In the entries below, find the lines with the word "this" and copy them.

▶ [DATASET RECORDS]:
....................
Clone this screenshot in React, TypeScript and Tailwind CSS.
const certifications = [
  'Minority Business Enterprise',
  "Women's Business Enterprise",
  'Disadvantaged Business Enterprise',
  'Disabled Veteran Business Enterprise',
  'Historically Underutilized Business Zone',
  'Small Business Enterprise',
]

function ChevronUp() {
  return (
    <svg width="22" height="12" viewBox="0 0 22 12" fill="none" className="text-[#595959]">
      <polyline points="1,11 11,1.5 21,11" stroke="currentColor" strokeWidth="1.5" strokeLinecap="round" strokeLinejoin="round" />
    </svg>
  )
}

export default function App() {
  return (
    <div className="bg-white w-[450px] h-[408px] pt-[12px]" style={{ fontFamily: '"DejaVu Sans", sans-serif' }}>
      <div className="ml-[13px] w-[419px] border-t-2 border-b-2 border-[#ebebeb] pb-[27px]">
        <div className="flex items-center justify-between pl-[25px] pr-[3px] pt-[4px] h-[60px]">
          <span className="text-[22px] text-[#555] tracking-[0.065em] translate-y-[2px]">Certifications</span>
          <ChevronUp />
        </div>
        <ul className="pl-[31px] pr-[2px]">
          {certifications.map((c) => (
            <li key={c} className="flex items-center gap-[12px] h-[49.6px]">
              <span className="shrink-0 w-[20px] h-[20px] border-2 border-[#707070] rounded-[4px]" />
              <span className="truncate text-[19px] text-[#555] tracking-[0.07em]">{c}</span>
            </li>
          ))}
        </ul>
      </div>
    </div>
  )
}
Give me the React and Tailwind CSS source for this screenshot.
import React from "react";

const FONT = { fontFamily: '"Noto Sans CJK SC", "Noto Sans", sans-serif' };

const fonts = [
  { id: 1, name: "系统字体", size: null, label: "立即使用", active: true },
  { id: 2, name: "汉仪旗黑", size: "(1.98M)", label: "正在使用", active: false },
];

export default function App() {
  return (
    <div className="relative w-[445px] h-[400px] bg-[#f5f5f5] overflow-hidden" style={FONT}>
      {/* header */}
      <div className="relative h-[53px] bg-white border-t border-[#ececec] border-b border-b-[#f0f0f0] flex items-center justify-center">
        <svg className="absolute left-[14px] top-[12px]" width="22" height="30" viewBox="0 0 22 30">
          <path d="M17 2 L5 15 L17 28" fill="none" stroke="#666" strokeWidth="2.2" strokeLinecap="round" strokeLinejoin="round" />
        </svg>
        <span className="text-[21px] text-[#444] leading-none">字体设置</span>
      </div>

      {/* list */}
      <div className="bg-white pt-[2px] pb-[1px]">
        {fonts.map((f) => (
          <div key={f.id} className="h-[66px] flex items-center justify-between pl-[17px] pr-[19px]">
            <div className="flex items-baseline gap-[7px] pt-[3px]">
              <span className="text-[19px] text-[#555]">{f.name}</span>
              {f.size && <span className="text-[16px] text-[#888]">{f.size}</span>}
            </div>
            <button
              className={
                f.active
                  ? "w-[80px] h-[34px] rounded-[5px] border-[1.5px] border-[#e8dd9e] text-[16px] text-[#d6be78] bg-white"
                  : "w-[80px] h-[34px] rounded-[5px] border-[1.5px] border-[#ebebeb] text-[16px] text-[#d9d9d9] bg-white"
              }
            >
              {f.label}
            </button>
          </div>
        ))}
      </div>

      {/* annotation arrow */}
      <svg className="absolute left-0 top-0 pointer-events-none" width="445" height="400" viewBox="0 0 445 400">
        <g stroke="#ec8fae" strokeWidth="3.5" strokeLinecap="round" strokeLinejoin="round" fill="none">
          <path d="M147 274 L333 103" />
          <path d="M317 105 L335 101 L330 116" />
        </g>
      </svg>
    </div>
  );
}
....................
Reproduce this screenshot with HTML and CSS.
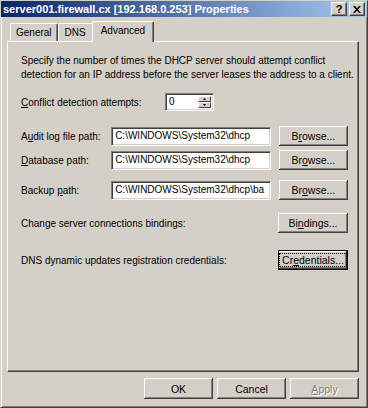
....................
▶ [TASK SOLUTION]:
Clone this screenshot in React, TypeScript and Tailwind CSS.
Give me the React and Tailwind CSS source for this screenshot.
Reproduce this screenshot with HTML and CSS.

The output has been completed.